À frente do Gantois desde 2002, Mãe Carmen foi a quinta ialorixá a conduzir a casa fundada em 1849, considerada um dos principais pilares do candomblé no Brasil e no mundo. Iniciada ainda criança, aos 7 anos de idade, dedicou toda a vida à preservação dos fundamentos religiosos, culturais e espirituais da tradição de matriz africana.

O velório será realizado nesta sexta-feira (26), a partir das 11h30, no próprio Terreiro do Gantois. O sepultamento está marcado para sábado (27), às 11h30, no Cemitério Jardim da Saudade, na capital baiana.

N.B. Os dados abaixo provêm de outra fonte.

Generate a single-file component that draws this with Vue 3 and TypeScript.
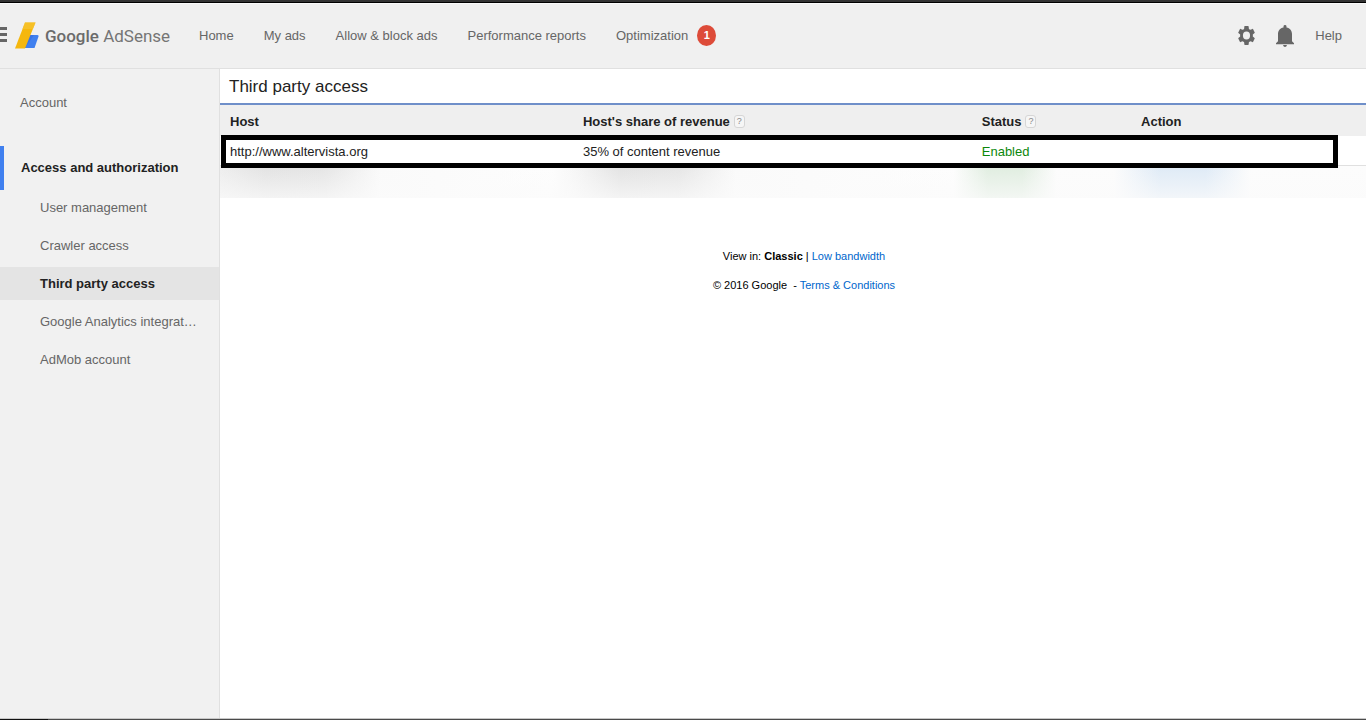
<script setup lang="ts">
interface NavItem {
  label: string
  badge?: number
}

interface SideItem {
  label: string
  active?: boolean
}

const navItems: NavItem[] = [
  { label: 'Home' },
  { label: 'My ads' },
  { label: 'Allow & block ads' },
  { label: 'Performance reports' },
  { label: 'Optimization', badge: 1 },
]

const sideItems: SideItem[] = [
  { label: 'User management' },
  { label: 'Crawler access' },
  { label: 'Third party access', active: true },
  { label: 'Google Analytics integrat…' },
  { label: 'AdMob account' },
]
</script>

<template>
  <div class="page">
    <div class="top-edge"></div>
    <header class="topbar">
      <button class="menu" type="button" aria-label="Menu">
        <svg width="7" height="18" viewBox="0 0 7 18">
          <path d="M0 0h7v3H0zM0 6h7v3H0zM0 12h7v3H0z" fill="#666" />
        </svg>
      </button>
      <a class="brand" href="#">
        <svg width="24" height="27" viewBox="0 0 24 27" aria-hidden="true">
          <path d="M14 13h8.500q1.500 0 1 1.500L19.500 26H9z" fill="#4080ef" />
          <path d="M14 13l5 0L10 26H9z" fill="#3367d6" opacity=".45" />
          <path d="M10 0.500h10.500L10 26.500H0z" fill="#f5b70e" />
          <path d="M10 0.500h10.500L18 7H7.500z" fill="#f7c331" opacity=".7" />
        </svg>
        <span class="brand-name"><span class="brand-strong">Google</span> AdSense</span>
      </a>
      <nav class="nav">
        <a v-for="item in navItems" :key="item.label" href="#">
          {{ item.label }}
          <span v-if="item.badge" class="badge">{{ item.badge }}</span>
        </a>
      </nav>
      <div class="tools">
        <button type="button" aria-label="Settings">
          <svg width="17" height="19" viewBox="2 2 20 20" preserveAspectRatio="none">
            <path fill="#666" fill-rule="evenodd" d="M19.430 12.980c.04-.32.07-.64.07-.98s-.03-.66-.07-.98l2.110-1.650c.19-.15.24-.42.12-.64l-2-3.460c-.12-.22-.39-.3-.61-.22l-2.490 1c-.52-.4-1.080-.73-1.690-.98l-.38-2.650A.49.49 0 0 0 14 2h-4c-.25 0-.46.18-.49.42l-.38 2.650c-.61.25-1.170.59-1.690.98l-2.490-1c-.23-.09-.49 0-.61.22l-2 3.460c-.13.22-.07.49.12.64l2.110 1.650c-.04.32-.07.65-.07.98s.03.66.07.98l-2.110 1.650c-.19.15-.24.42-.12.64l2 3.460c.12.22.39.3.61.22l2.490-1c.52.4 1.080.73 1.690.98l.38 2.650c.03.24.24.42.49.42h4c.25 0 .46-.18.49-.42l.38-2.650c.61-.25 1.170-.59 1.690-.98l2.490 1c.23.09.49 0 .61-.22l2-3.460c.12-.22.07-.49-.12-.64l-2.110-1.650zM12 16.200a4.200 4.200 0 1 1 0-8.400 4.200 4.200 0 0 1 0 8.400z" />
          </svg>
        </button>
        <button type="button" aria-label="Notifications">
          <svg width="18" height="22" viewBox="0 0 18 23" preserveAspectRatio="none">
            <path fill="#666" d="M7.500 2.500V1.500a1.500 1.500 0 0 1 3 0v1C14 3.200 16 6 16 9.500V17l2 2v1H0v-1l2-2V9.500C2 6 4 3.200 7.500 2.500zM7 21h4q-.5 2-2 2t-2-2z" />
          </svg>
        </button>
        <a href="#">Help</a>
      </div>
    </header>

    <div class="body">
      <aside class="sidebar">
        <a class="account" href="#">Account</a>
        <a class="section" href="#">Access and authorization</a>
        <ul>
          <li v-for="item in sideItems" :key="item.label">
            <a href="#" :class="{ active: item.active }">{{ item.label }}</a>
          </li>
        </ul>
      </aside>

      <main class="content">
        <h1>Third party access</h1>
        <div class="table-wrap">
          <table>
            <colgroup>
              <col class="col-host" />
              <col class="col-share" />
              <col class="col-status" />
              <col />
            </colgroup>
            <thead>
              <tr>
                <th>Host</th>
                <th>
                  <div class="heading">Host's share of revenue<button class="hint" type="button">?</button></div>
                </th>
                <th>
                  <div class="heading">Status<button class="hint" type="button">?</button></div>
                </th>
                <th>Action</th>
              </tr>
            </thead>
            <tbody>
              <tr>
                <td>http://www.altervista.org</td>
                <td>35% of content revenue</td>
                <td class="enabled">Enabled</td>
                <td></td>
              </tr>
            </tbody>
          </table>
          <div class="highlight"></div>
        </div>
        <div class="obscured"></div>
        <footer>
          <p>View in: <b>Classic</b> | <a href="#">Low bandwidth</a></p>
          <p>© 2016 Google &nbsp;- <a href="#">Terms &amp; Conditions</a></p>
        </footer>
      </main>
    </div>
    <div class="bottom-edge"></div>
  </div>
</template>

<style>
body {
  margin: 0;
}
</style>

<style scoped>
* {
  box-sizing: border-box;
}

.page {
  display: flex;
  flex-direction: column;
  min-height: 100vh;
  background: #fff;
  color: #222;
  font-family: "Liberation Sans", Arial, sans-serif;
  font-size: 13px;
  line-height: 18px;
}

a {
  color: inherit;
  text-decoration: none;
}

button {
  display: flex;
  padding: 0;
  border: 0;
  background: none;
  font-family: inherit;
}

.top-edge {
  height: 3px;
  border-bottom: 1px solid #000;
  background: #333;
}

.topbar {
  display: flex;
  align-items: center;
  height: 66px;
  border-bottom: 1px solid #e0e0e0;
  background: #f0f0f0;
  color: #666;
  box-shadow: inset 0 1px #fafafa;
}

.menu {
  margin-right: 8px;
}

.brand {
  display: flex;
  align-items: center;
  width: 184px;
  gap: 6px;
}

.brand-name {
  font-family: Roboto, "Open Sans", sans-serif;
  font-size: 17px;
  line-height: 24px;
  color: #757575;
  white-space: nowrap;
}

.brand-strong {
  color: #6b6b6b;
  font-weight: 500;
}

.nav {
  display: flex;
  gap: 30px;
}

.nav a {
  display: flex;
  align-items: center;
  gap: 9px;
  white-space: nowrap;
}

.badge {
  width: 19px;
  height: 21px;
  border-radius: 50%;
  background: #dd4b39;
  color: #fff;
  font-size: 11px;
  font-weight: bold;
  line-height: 21px;
  text-align: center;
}

.tools {
  display: flex;
  align-items: center;
  gap: 21px;
  margin-left: auto;
  padding-right: 24px;
}

.body {
  display: flex;
  flex: 1;
}

.sidebar {
  width: 220px;
  flex-shrink: 0;
  padding-top: 24px;
  border-right: 1px solid #e0e0e0;
  background: #f1f1f1;
  color: #666;
}

.sidebar a {
  display: block;
  white-space: nowrap;
}

.sidebar .account {
  padding-left: 20px;
  line-height: 20px;
}

.sidebar .section {
  margin-top: 33px;
  padding-left: 17px;
  border-left: 4px solid #4080ef;
  color: #222;
  font-weight: bold;
  line-height: 44px;
}

ul {
  display: grid;
  gap: 5px;
  margin: 1px 0 0;
  padding: 0;
  list-style: none;
}

.sidebar li a {
  padding-left: 40px;
  line-height: 33px;
}

.sidebar li .active {
  background: #e4e4e4;
  color: #222;
  font-weight: bold;
}

.content {
  flex: 1;
  min-width: 0;
}

h1 {
  margin: 0;
  padding-top: 2px;
  padding-left: 9px;
  border-bottom: 2px solid #6f8fc9;
  font-size: 17px;
  font-weight: normal;
  line-height: 32px;
}

.table-wrap {
  position: relative;
}

table {
  width: 100%;
  border-spacing: 0;
  table-layout: fixed;
}

.col-host {
  width: 30.8%;
}

.col-share {
  width: 34.8%;
}

.col-status {
  width: 13.9%;
}

th,
td {
  height: 31px;
  padding: 2px 0 0 10px;
  text-align: left;
  white-space: nowrap;
}

th {
  background: #efefef;
}

td {
  height: 30px;
  border-bottom: 1px solid #e0e0e0;
}

.enabled {
  color: #0b870b;
}

.heading {
  display: flex;
  align-items: center;
  gap: 4px;
}

.hint {
  display: block;
  width: 11px;
  height: 13px;
  border: 1px solid #d6d6d6;
  border-radius: 3px;
  background: #f6f6f6;
  color: #888;
  font-size: 9px;
  line-height: 11px;
  text-align: center;
}

.highlight {
  position: absolute;
  top: 30px;
  right: 28px;
  bottom: -2px;
  left: 1px;
  border: 5px solid #000;
  pointer-events: none;
}

.obscured {
  height: 32px;
  background:
    linear-gradient(to bottom, transparent, rgba(251, 251, 251, 0.7)),
    linear-gradient(
      to right,
      #ededed 0%,
      #e2e2e2 4%,
      #e4e4e4 9%,
      #fafafa 14%,
      #fdfdfd 29%,
      #f6f6f6 31%,
      #e2e2e2 35%,
      #e5e5e5 40%,
      #fafafa 45%,
      #fdfdfd 64%,
      #e0ede0 67%,
      #e0ede0 70%,
      #fcfcfc 73%,
      #fcfcfc 78%,
      #deeaf6 82%,
      #deeaf6 86%,
      #fcfcfc 90%,
      #fcfcfc 100%
    );
}

footer {
  padding-top: 49px;
  padding-left: 22px;
  color: #000;
  font-size: 11px;
  text-align: center;
}

footer p {
  margin: 0 0 11px;
}

footer a {
  color: #0066cc;
}

.bottom-edge {
  height: 2px;
  border-top: 1px solid #c8c8c8;
  background: linear-gradient(to right, #111 48px, #4a4a4a 48px);
}
</style>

Legado de fé, cultura e ancestralidade

Nascida em 1926, Carmen Oliveira da Silva — registrada oficialmente dois anos depois — carregou desde cedo a responsabilidade de herdar e manter viva a linhagem espiritual de sua mãe, Maria Escolástica da Conceição Nazaré, a icônica Mãe Menininha do Gantois. Durante 23 anos como ialorixá, Mãe Carmen foi guardiã de um legado que ultrapassa fronteiras religiosas, consolidando o Gantois como espaço de espiritualidade, memória e resistência cultural negra.

Além da atuação religiosa, Mãe Carmen desenvolveu importantes ações socioeducativas junto à comunidade do Gantois, promovendo inclusão, formação cultural e valorização das tradições afro-brasileiras. Cursos de ritmos e toques, dança, bordados tradicionais e iniciativas voltadas à preservação da memória da religiosidade de matriz africana marcaram sua gestão.

O reconhecimento ultrapassou os limites da Bahia. Em 2010, recebeu da Unesco a Medalha dos Cinco Continentes ou da Diversidade Cultural, pelo trabalho em defesa do diálogo inter-religioso. Em maio de 2023, foi homenageada com a Comenda Maria Quitéria, concedida a mulheres que se destacam por relevantes serviços prestados a Salvador e ao estado da Bahia.

A ialorixá também teve sua trajetória celebrada na música. Em 2011, o sambista Nelson Rufino lançou “A Força do Gantois”, homenagem à liderança espiritual de Mãe Carmen e à importância do terreiro.

Despedida marcada pela ancestralidade

Em nota oficial, a Associação de São Jorge Ebé Oxóssi destacou a passagem de Mãe Carmen como o retorno de uma “mulher de axé, guardiã da ancestralidade e herdeira de uma linhagem que pavimentou a história do candomblé na Bahia e no Brasil”. O texto ressalta que sua morte ocorre em uma sexta-feira, dia consagrado a Oxalá, símbolo de criação, serenidade e retidão — marcas que definiram sua trajetória.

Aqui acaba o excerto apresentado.